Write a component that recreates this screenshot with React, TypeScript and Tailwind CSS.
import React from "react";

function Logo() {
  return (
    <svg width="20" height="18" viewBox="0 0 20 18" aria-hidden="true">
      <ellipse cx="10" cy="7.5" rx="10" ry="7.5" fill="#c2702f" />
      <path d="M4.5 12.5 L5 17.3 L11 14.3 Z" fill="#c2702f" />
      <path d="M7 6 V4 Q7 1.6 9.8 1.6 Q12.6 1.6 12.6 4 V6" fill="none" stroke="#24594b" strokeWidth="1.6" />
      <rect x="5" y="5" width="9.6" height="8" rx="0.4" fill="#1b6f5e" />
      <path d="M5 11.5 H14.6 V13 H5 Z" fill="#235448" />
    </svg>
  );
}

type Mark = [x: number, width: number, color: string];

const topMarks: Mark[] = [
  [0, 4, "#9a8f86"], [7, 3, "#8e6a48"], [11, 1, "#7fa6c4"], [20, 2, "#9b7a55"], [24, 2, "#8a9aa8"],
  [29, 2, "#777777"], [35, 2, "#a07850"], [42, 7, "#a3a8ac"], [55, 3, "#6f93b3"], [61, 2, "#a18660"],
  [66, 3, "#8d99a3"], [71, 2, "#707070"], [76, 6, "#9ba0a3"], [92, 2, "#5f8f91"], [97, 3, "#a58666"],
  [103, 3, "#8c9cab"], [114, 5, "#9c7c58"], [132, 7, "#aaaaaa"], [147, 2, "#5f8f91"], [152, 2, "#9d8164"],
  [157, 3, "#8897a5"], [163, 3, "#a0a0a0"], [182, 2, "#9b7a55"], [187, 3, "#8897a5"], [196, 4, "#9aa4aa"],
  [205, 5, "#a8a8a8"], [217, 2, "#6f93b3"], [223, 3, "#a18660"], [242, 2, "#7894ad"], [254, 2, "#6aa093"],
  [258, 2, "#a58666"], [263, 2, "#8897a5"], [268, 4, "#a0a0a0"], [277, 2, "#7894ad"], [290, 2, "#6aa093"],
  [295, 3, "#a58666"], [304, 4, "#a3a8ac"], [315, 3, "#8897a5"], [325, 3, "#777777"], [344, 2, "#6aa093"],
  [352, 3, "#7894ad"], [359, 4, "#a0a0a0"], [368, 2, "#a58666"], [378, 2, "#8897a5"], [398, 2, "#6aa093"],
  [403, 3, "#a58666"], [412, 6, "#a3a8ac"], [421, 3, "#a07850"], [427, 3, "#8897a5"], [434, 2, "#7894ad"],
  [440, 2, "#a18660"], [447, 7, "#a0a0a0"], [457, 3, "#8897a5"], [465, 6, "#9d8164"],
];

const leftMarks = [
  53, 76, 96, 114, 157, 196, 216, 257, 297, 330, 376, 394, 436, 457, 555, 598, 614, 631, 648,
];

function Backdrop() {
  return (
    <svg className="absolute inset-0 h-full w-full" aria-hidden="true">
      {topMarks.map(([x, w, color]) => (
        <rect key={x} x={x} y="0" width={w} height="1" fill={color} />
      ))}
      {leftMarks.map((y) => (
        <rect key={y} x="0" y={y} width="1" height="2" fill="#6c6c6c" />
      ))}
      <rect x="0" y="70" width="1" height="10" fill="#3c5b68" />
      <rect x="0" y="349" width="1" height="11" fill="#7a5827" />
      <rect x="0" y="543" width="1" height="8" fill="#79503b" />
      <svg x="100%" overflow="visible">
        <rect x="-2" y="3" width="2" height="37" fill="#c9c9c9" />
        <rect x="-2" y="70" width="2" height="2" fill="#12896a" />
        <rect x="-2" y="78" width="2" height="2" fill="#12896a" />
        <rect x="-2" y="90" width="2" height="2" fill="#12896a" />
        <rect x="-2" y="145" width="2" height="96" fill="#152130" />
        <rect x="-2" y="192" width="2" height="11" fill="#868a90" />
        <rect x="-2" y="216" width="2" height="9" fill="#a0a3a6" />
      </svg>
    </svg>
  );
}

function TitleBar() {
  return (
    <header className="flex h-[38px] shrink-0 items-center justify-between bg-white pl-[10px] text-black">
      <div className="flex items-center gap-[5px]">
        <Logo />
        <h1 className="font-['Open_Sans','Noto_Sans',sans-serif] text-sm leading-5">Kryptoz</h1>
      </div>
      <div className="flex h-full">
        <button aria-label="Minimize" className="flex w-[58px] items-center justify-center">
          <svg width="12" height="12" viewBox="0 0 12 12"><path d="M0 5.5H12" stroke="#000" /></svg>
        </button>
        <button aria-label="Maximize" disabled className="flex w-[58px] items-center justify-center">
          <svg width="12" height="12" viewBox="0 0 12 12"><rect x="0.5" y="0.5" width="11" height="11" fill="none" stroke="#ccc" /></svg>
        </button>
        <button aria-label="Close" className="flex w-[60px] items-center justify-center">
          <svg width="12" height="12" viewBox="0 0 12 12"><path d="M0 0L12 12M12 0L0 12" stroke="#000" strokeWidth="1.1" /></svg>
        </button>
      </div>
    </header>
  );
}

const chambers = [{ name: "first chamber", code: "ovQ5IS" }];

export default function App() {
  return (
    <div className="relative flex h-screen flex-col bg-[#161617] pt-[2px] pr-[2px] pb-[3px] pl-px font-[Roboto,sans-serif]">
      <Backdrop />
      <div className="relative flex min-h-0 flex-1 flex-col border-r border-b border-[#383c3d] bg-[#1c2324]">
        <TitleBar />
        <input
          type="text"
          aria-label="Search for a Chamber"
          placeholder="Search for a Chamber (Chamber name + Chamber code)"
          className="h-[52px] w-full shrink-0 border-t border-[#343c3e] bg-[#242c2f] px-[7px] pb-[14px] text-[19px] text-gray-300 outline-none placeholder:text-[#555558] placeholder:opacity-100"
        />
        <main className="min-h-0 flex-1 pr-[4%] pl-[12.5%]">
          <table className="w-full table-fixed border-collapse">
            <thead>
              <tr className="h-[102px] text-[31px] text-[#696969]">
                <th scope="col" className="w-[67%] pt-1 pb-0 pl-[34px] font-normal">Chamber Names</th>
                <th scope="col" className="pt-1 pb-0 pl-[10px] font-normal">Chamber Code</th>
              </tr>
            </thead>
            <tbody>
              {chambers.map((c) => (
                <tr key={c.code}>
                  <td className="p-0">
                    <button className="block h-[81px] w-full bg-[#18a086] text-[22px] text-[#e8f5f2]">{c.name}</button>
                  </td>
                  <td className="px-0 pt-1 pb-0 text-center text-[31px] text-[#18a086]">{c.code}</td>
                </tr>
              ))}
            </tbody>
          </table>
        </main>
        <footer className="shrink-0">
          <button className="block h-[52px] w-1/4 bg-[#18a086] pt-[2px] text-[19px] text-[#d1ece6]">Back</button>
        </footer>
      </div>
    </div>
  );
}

> **WRITTEN EXERCISE**
Write out exactly, please, the lines beginning at the start of the material and ending with the line that holds "import React from", both included.

> **REPLY**
Write a component that recreates this screenshot with React, TypeScript and Tailwind CSS.
import React from "react";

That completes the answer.